This is a Pixel phone, so the software is regular old stock Android 10. I have written 25,000 words about this operating system already.  This is a Google phone, so you'll be getting day-one updates of every Android release for three years and monthly security patches. Google even does quarterly "Pixel feature drop" releases now, which are minor feature updates. This is the best Android update package in the business.

While nearly all of Android is available to any OEM that wants it, there are bit Google-exclusive (or semi-exclusive) software features here. You get the new, more compact Google Assistant UI and the Google Phone app, which has great spam detection and the ability to screen calls with the Google Assistant. There's also the Google Recorder app, which is a voice recorder that also does transcription.

The last feature drop added " safety check," which is basically a dead man's switch that will automatically text your emergency contacts if you don't check-in on time. There's also a new "bedtime" section of the clock that lets you set repeating alarms and control things like Google Assistant Routines and the screen brightness. None of the exclusive Pixel features are really killer apps right now, and it seems like many of them are rolling out to the rest of Android in time. They're fine. I could take them or leave them.

My favorite software feature is the always-on display option. This leverages the low power consumption of OLED displays to display a minimal clock, date, weather, and a list of notifications on your phone at all times. Being able to check your phone without having to actually turn it on or open anything is a fantastic feature that all smartphones should have. Unfortunately, some don't, most famously OnePlus phones.

The Pixel 4a ships with just 22 apps, which isn't even enough to fill a single screen of the app drawer. Nearly everything is disableable (so you can kill the app and stop it from ever running again), but none of them are uninstallable. I would rather not have Google Play Movies, Safety, and "Pixel Tips" on my phone. I am still undecided on YouTube Music, but anything that's a media service with a host of competitors should probably be uninstallable.

Performance

The Pixel 4a is one of the rare phones we've seen that has a Snapdragon 730G, a mid-range chipset that shows up in a lot of cheaper Chinese phones. The 730G is an eight-core, 8nm chip with two Cortex A76 cores clocked up to 2.2GHz and six Cortex A55 cores at 1.8GHz. You won't find much difference from the Snapdragon 765G CPU—which has the same layout at 7nm, with the main core clocked 200MHz higher—but you will get a significantly faster GPU.

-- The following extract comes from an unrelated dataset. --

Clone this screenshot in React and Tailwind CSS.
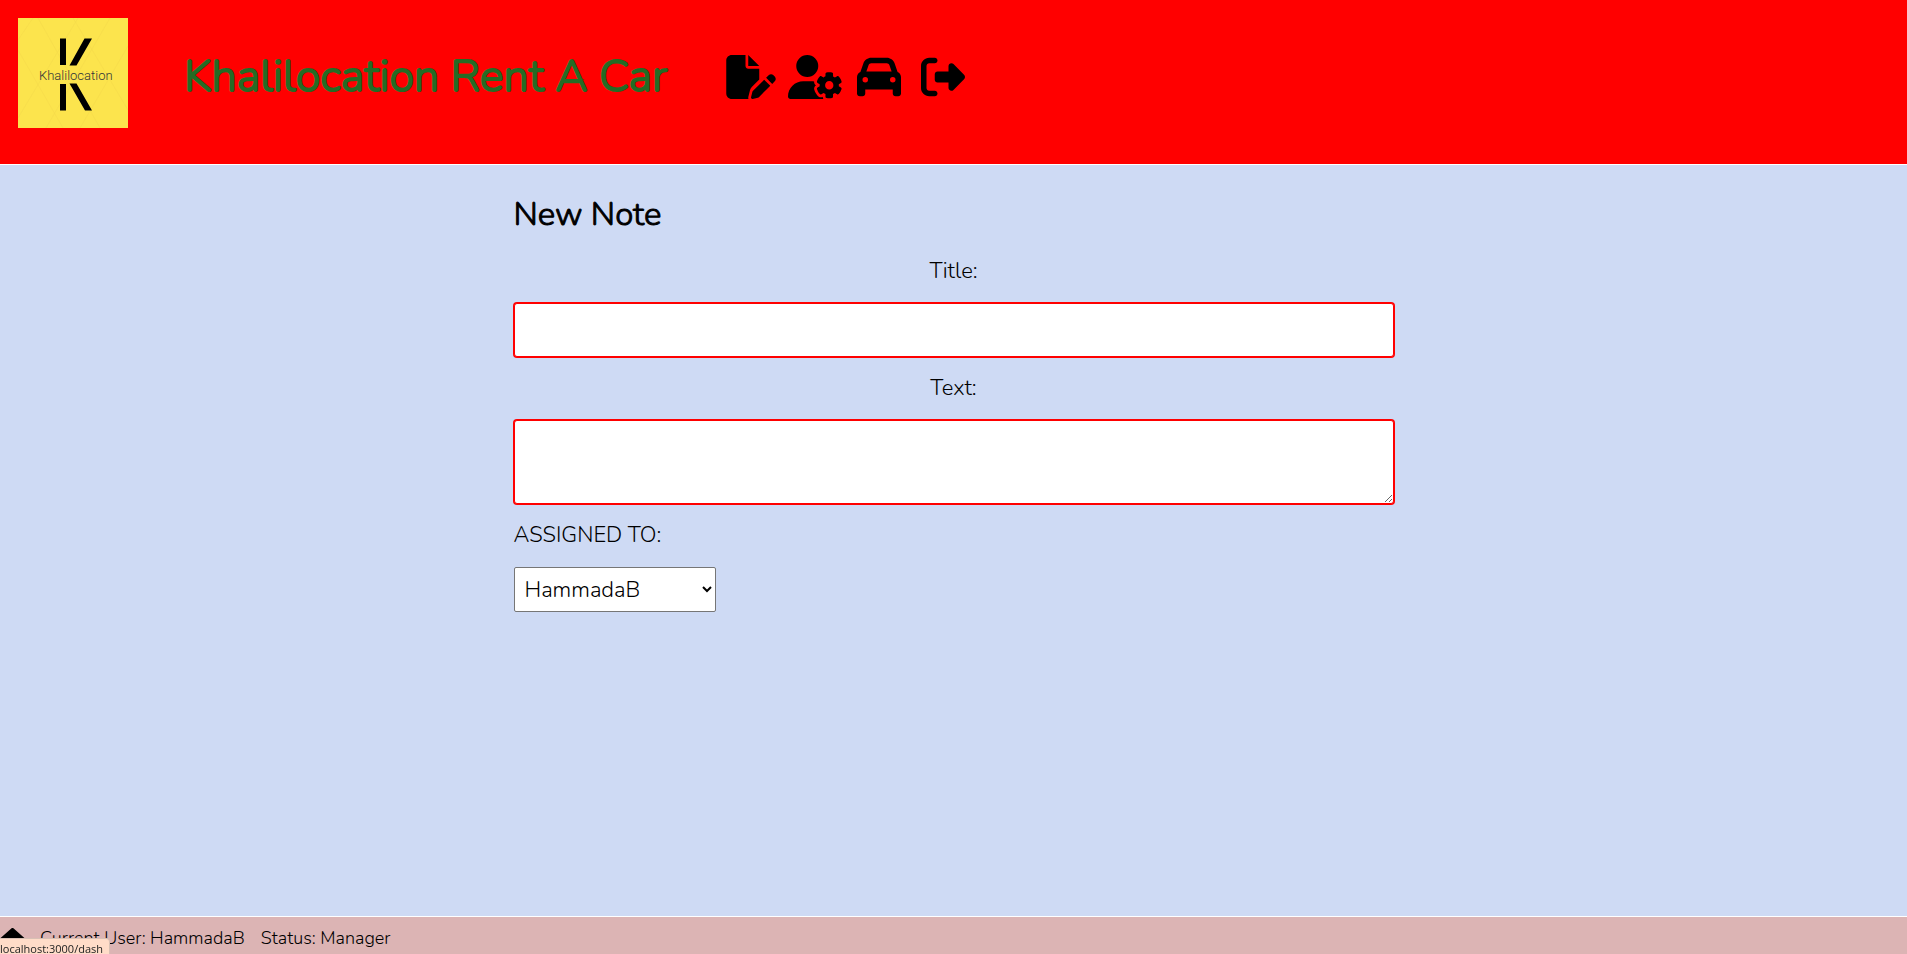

For benchmarks, we're pitting the Pixel 4a against its contemporaries like the A13 Bionic in the iPhone SE (2020), the Snapdragon 765G in the OnePlus Nord, and the Snapdragon 865 in the OnePlus 8 Pro. We also have a second set of slides against the last three years of older flagships: the OnePlus 7, 6, and 5. Qualcomm chips do not change much from device to device, so these phones can stand in for any other model with the same SoC.

The Pixel 4a will not win any benchmark awards. CPU benchmarks put the Snapdragon 730G in the range of a flagship from 2017 or 2018. The real downside is the GPU, which is slower than what shipped in 2016's Pixel 1.

The SoC isn't the fastest thing on Earth, but as usual, Google is very good at Android optimization. The OS runs well enough, but you'll definitely feel that it's a budget phone, especially when you've experienced faster 90Hz or 120Hz devices.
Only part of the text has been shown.